たとえ、オリンピックに出場したことのある選手ですら、数年も経てば人々の記憶は薄れていく

日本のプロランナー(主に実業団ランナー)は、基本的には所属する企業の名前を公告するために走っている

どれだけの広告効果があるのか。

それがプロランナーの経済社会における価値である。

(もちろん走る価値はそれだけではないが、ここではひとまず経済的な価値に焦点を置くことにする)

オリンピックに出れるか出れないかくらいの選手が果たしてどれだけの広告効果を生むだろうか。

駅伝で走りはするけれど、テレビにも映らない選手が果たしてどれだけの広告効果を生むだろうか。

甚だ疑問だ。

広告効果がないのであれば、そのランナーは首を切られる。

ビジネス的な観点で言えばそれは当たり前のことなのだ。

◆プロランナーは競技力だけが求められているわけではない

その一方で、めちゃくちゃ広告効果を上げている一般のいわゆる「市民ランナー」がいる。

日本で最も有名な「市民ランナー」と言えば、やはり川内優輝選手だろう。

最強の公務員ランナーと言われており、その辺の実業団ランナーを次々と打ち負かしていくレベルだ。

(ただし、2019年度以降はプロ転向を表明している。
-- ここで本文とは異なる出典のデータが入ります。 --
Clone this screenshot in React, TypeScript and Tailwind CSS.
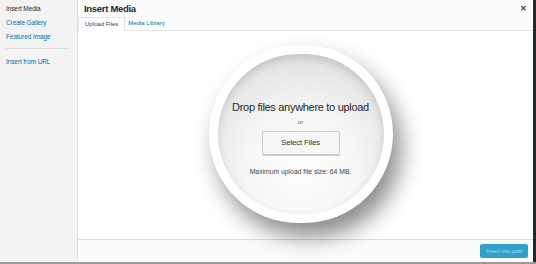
import React from "react";

export default function App() {
  return (
    <div className="w-[536px] h-[264px] flex flex-col bg-white overflow-hidden" style={{ fontFamily: '"Liberation Sans", Arial, sans-serif' }}>
      <div className="flex flex-1 min-h-0">
        {/* Sidebar */}
        <div className="w-[78px] shrink-0 bg-[#f3f3f3] border-r border-[#e2e2e2] flex flex-col pt-[3px] px-[6px]">
          <div className="text-[6.5px] tracking-[-0.1px] leading-[11px] text-[#23282d]">Insert Media</div>
          <div className="text-[6.5px] tracking-[-0.1px] leading-[11px] text-[#0073aa] mt-[3px]">Create Gallery</div>
          <div className="text-[6.5px] tracking-[-0.1px] leading-[11px] text-[#0073aa] mt-[3px]">Featured Image</div>
          <div className="h-px bg-[#dcdcdc] mt-[6px] mr-[2px]" />
          <div className="text-[6.5px] tracking-[-0.1px] leading-[11px] text-[#0073aa] mt-[7px]">Insert from URL</div>
        </div>
        {/* Main */}
        <div className="flex-1 flex flex-col min-w-0">
          <div className="h-[17px] flex items-center justify-between pl-[6px] pr-[6px] bg-[#fcfcfc]">
            <span className="text-[9.5px] font-semibold tracking-[-0.3px] text-[#23282d] leading-none">Insert Media</span>
            <span className="text-[8px] font-bold text-[#444] leading-none">✕</span>
          </div>
          <div className="h-[14px] flex items-end bg-[#fcfcfc] border-b border-[#e5e5e5]">
            <div className="h-[14px] px-[6px] flex items-center bg-white border-x border-t border-[#e5e5e5] text-[6px] text-[#444] -mb-px">Upload Files</div>
            <div className="h-[14px] px-[3px] flex items-center text-[6px] text-[#0073aa]">Media Library</div>
          </div>
          <div className="flex-1 flex items-center justify-center bg-white relative">
            <div className="w-[184px] h-[178px] -ml-[10px] -mt-[2px] rounded-full bg-white p-[9px] shadow-[8px_14px_22px_rgba(0,0,0,0.45)] relative z-10">
              <div className="w-full h-full rounded-full bg-[radial-gradient(circle_at_50%_72%,#ffffff_0%,#f6f6f6_40%,#e2e2e2_80%,#cfcfcf_100%)] shadow-[inset_0_4px_8px_rgba(0,0,0,0.14)] flex flex-col items-center pt-[45px]">
                <div className="text-[11px] tracking-[-0.3px] text-[#23282d] leading-[16px] whitespace-nowrap">Drop files anywhere to upload</div>
                <div className="text-[6px] text-[#555] mt-[3px] leading-[9px]">or</div>
                <div className="mt-[4px] w-[78px] h-[24px] flex items-center justify-center bg-[#f7f7f7] border border-[#cccccc] rounded-[2px] text-[8px] tracking-[-0.2px] text-[#333] shadow-[0_1px_0_#ccc]">Select Files</div>
                <div className="mt-[12px] text-[6.8px] text-[#444] leading-[9px] whitespace-nowrap">Maximum upload file size: 64 MB.</div>
              </div>
            </div>
          </div>
          <div className="h-[23px] bg-[#fcfcfc] border-t border-[#dddddd] flex items-center justify-end pr-[5px]">
            <div className="w-[48px] h-[14px] bg-[#2ea2cc] rounded-[2px] flex items-center justify-center text-[5.5px] text-[#a8d8ec] whitespace-nowrap">Insert into post</div>
          </div>
        </div>
        <div className="w-[3px] bg-[#23282d] shrink-0" />
      </div>
      <div className="h-[2px] bg-[#9a9a9a]" />
    </div>
  );
}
)

彼が持つ広告効果はとんでもないものだと思われるが、公務員という立場上、スポンサーからの収益を得ていない

また、彼個人も自由な走り方をしたいため、来春以降プロとして活躍する上でもメインスポンサーとの所属契約はとらない意向だという。
(2018年8月時点)

『来春プロ転向、マラソン川内優輝がスポンサー選びで重視すること』

話は少々逸れたが、経済社会におけるプロランナーの価値は広告効果である、という前提条件に立てば、川内優輝というランナーは 日本の実業団チームに属する多くのランナーよりも 社会に与える影響が大きく、価値があると言えるだろう。

高い競技力のみならず、その発言や行動の一つ一つが注目される彼は、“マラソン界のインフルエンサー”である。

川内選手に限らず、昨今では、SNSやブログなどで積極的に情報を発信する「市民ランナー」がたくさん現れてきた。

彼ら彼女らのSNSのフォロワー数1万人を超えていることはざらで、自分や他社の商品をバンバン売り上げている人もいる。

ではそんな市民ランナーと、特筆すべき競技実績を持たない上に、SNSのアカウントすら持たず情報発信をほとんど行わない実業団ランナーを比較したらどうだろうか。

フォロワー数が多く、情報発信を頻繁に行う市民ランナーの方が、遥かに市場価値の高い人材と言えるのではないか。

もはや、広告宣伝と言えば、「競技力を上げて、テレビに出て速く走ること」だけではなくなった。

“競技力”だけがランナーに求められる時代は終わった

個の発信力が大きな力を持つ時代では、SNSであれ、ブログであれ、動画メディアであれ、あらゆる形で社会に影響を与えることが出来る。

“競技力”が高くないランナーでも、やり方次第では大きな広告効果を持ち、経済価値を生むことができるようになった。

実業団ランナーやプロランナーは“自分が走ることによって生じる社会的な価値”を再考すべき時期に差し掛かっている。